Given the Internet’s immense and indisputable reliability, I decided to take a different tack. “That’s funny,” I said. “How big was the study?”
“Well, obviously they don’t know what the effect on the whole population actually is, because that’d be nearly impossible to test,” I said. “So how big was the study sample?”
At this point, the man was realizing how dumb he’d been to offer his opinion. “Aw, well, y’know, I’m buying cigarettes, so I probably shouldn’t say anything.” He laughed it off, apologized, and left.
FYI: I’ll never defend the healthiness of diet drinks. If a close friend or family member were genuinely concerned about my health and said something about my intake–particularly if, like my sister, she/he were someone scrupulous about their* own nutrition–I’d be receptive. I’ve even quit drinking soda, coffee and all types of caffeine at different points in my life, just for kicks, to see its effects. But as a teacher, I have received regular flack from students, both here and abroad, about my Coke Zero habit. That wouldn’t be so bad if random men didn’t feel the need to lecture me about pseudoscience they discovered online about my personal purchases.

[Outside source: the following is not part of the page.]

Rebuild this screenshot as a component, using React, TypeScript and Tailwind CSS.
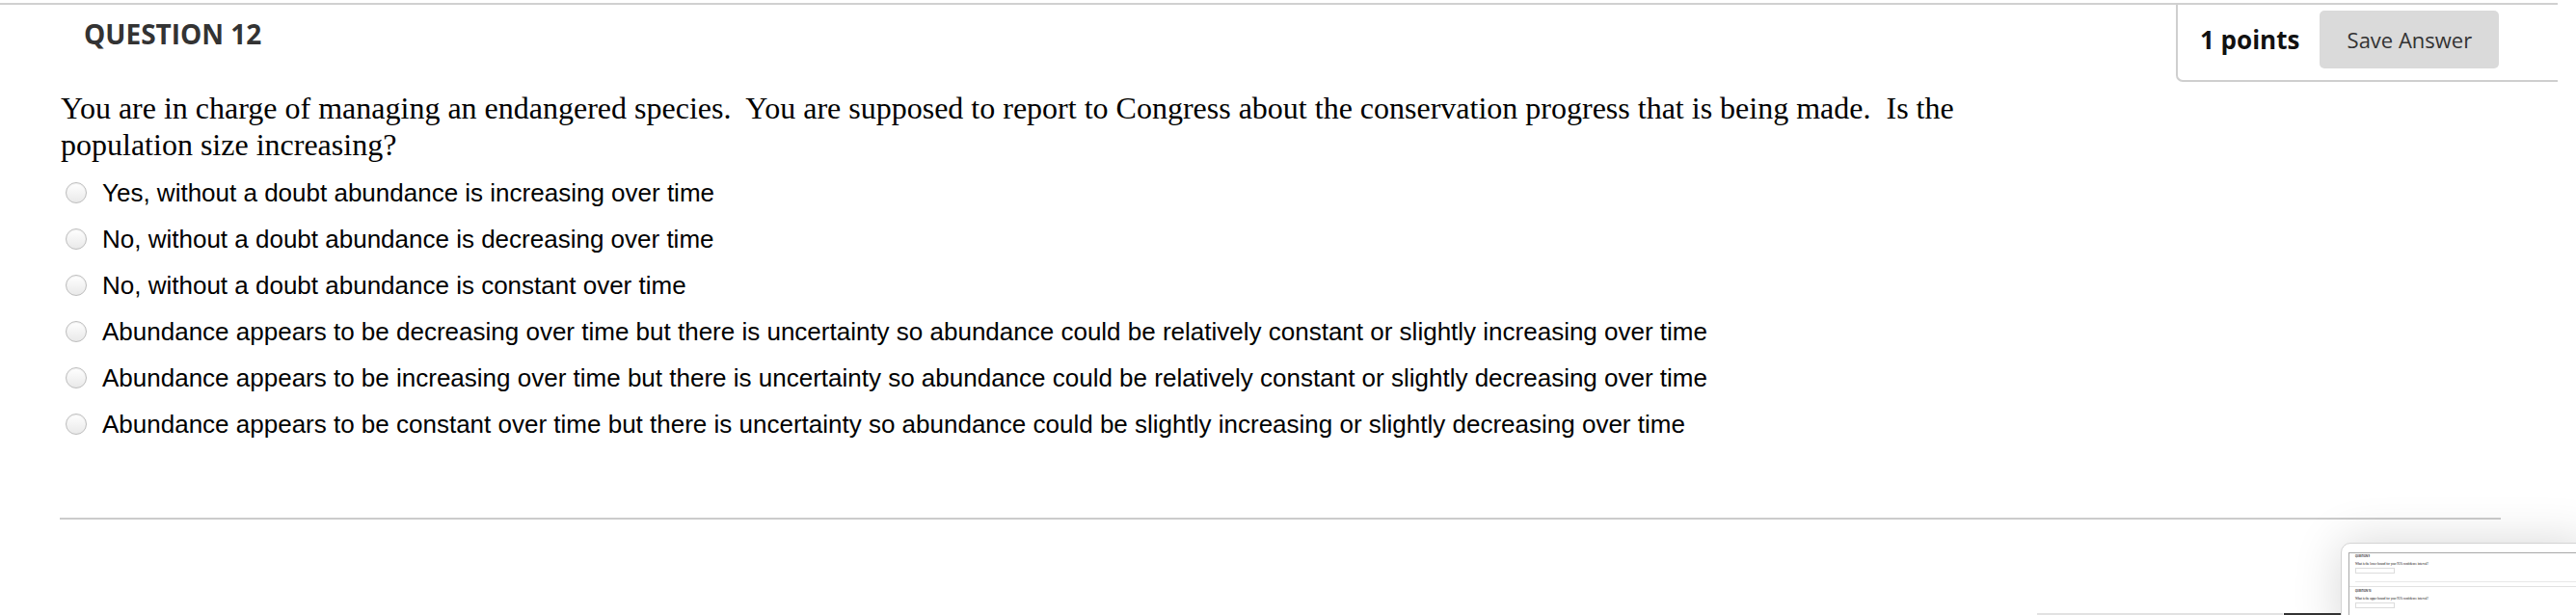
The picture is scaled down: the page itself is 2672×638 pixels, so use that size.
const options = [
  "Yes, without a doubt abundance is increasing over time",
  "No, without a doubt abundance is decreasing over time",
  "No, without a doubt abundance is constant over time",
  "Abundance appears to be decreasing over time but there is uncertainty so abundance could be relatively constant or slightly increasing over time",
  "Abundance appears to be increasing over time but there is uncertainty so abundance could be relatively constant or slightly decreasing over time",
  "Abundance appears to be constant over time but there is uncertainty so abundance could be slightly increasing or slightly decreasing over time",
];

function Radio() {
  return (
    <span className="h-[22px] w-[22px] shrink-0 rounded-full border border-[#bdbdbd] bg-linear-to-b from-white to-[#e9e9e9] shadow-[inset_0_1px_1px_rgba(0,0,0,0.06)]" />
  );
}

function ThumbQuestion({ label, text, first }: { label: string; text: string; first?: boolean }) {
  return (
    <div className={first ? "pt-[1px]" : "-ml-[6px] mt-[4px] border-t border-[#e2e2e2] pl-[6px] pt-[2px]"}>
      <p className="font-['Open_Sans',sans-serif] text-[2.5px] font-bold leading-[4px] text-[#333]">{label}</p>
      <p className="mt-[4px] font-['Liberation_Serif',serif] text-[3.2px] leading-[4px] text-black">{text}</p>
      <div className="mt-[2px] h-[6px] w-[41px] border border-[#dcdcdc]" />
      <div className="mt-[8px] h-px bg-[#e8e8e8]" />
    </div>
  );
}

function Thumbnail() {
  return (
    <div className="absolute left-[2428px] top-[563px] h-[100px] w-[260px] rounded-tl-[10px] border border-[#d4d4d4] bg-white pl-[7px] pt-[9px] shadow-[0_0_50px_rgba(0,0,0,0.16)]">
      <div className="h-full border-l border-t border-[#a8a8a8] bg-white pl-[6px]">
        <ThumbQuestion first label="QUESTION 9" text="What is the lower bound for your 95% confidence interval?" />
        <ThumbQuestion label="QUESTION 10" text="What is the upper bound for your 95% confidence interval?" />
      </div>
    </div>
  );
}

export default function App() {
  return (
    <div className="relative h-[638px] w-[2672px] overflow-hidden bg-white pt-[3px]">
      <div className="w-[2653px] border-t-2 border-[#d0d0d0]">
        <div className="flex items-start justify-between">
          <h2 className="pl-[87px] pt-[16px] font-['Open_Sans',sans-serif] text-[28px] font-bold leading-[28px] text-[#333]">
            QUESTION 12
          </h2>
          <div className="h-[80px] w-[396px] rounded-bl-[7px] border-b-2 border-l-2 border-[#cfcfcf] pl-[23px] pt-[6px]">
            <div className="flex h-[60px] items-center gap-[21px] font-['Open_Sans',sans-serif]">
              <span className="text-[26px] font-bold text-[#111]">1 points</span>
              <button className="h-[60px] w-[186px] rounded-[5px] bg-[#dadada] text-[22px] text-[#333]">
                Save Answer
              </button>
            </div>
          </div>
        </div>
      </div>

      <p className="mt-[8px] w-[2040px] whitespace-pre-wrap pl-[63px] font-['Liberation_Serif','Times_New_Roman',serif] text-[32px] leading-[38px] text-black">
        {"You are in charge of managing an endangered species.  You are supposed to report to Congress about the conservation progress that is being made.  Is the population size increasing?"}
      </p>

      <ul className="mt-[7px]">
        {options.map((o) => (
          <li key={o} className="flex h-[48px] items-center gap-[16px] pl-[68px]">
            <Radio />
            <span className="font-['Liberation_Sans',Arial,sans-serif] text-[26px] text-black">{o}</span>
          </li>
        ))}
      </ul>

      <div className="ml-[62px] mt-[73px] h-[2px] w-[2532px] bg-[#cbcbcb]" />

      <Thumbnail />
      <div className="absolute bottom-0 left-[2113px] h-[2px] w-[255px] bg-[#e2e2e2]" />
      <div className="absolute bottom-0 left-[2369px] h-[2px] w-[59px] bg-[#333]" />
    </div>
  );
}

Teachers are subjected to unsolicited opinions all the time; I’ll never forget the time a kid one week asked why I didn’t wear socks with my flats, and then a child the next week complained how ugly it was when I did. I’ve been asked if I were pregnant (never been, and I’m a healthy weight), received huge reactions every time I change my hair, and more than anything, been told that Coke Zero is unhealthy–by male students. It’s uncanny.
I don’t care what teen boys say (the girls usually just tell me when they like something I’m wearing**). I do, however, feel a little fatigued about men telling me what to drink, and more explicitly, how to live my life.
Women don’t generally feel the need to tell me how to live. Yet “the beard” with whom I shared such a spark on our first date? Our next outing, he mentioned that he had researched how I could have my student loans forgiven if I taught a few more years, despite the fact that I a) had no interest yet in his financial advice, and b) had already made it clear that I planned to change careers.
He proceeded to ignore me when I told him that I wasn’t ready yet for an exclusive relationship with him after two dates. After another date, when I mentioned needing to move slowly on a physical level because of bad experiences (and because that’s what I straight-up wanted), he pressured me to let him sleep over anyways. A few weeks later, after more creepy, boundary-ignoring behavior (“I’m in your neighborhood! What are you doing? Did you ignore my texts last weekend because you were going out with other guys? Why won’t you go out with me same day when I ask you out at 5 PM that day for dinner?!”), when I permanently cut things off, he replied by using personal details I had shared about my past to label me some extremely unkind things.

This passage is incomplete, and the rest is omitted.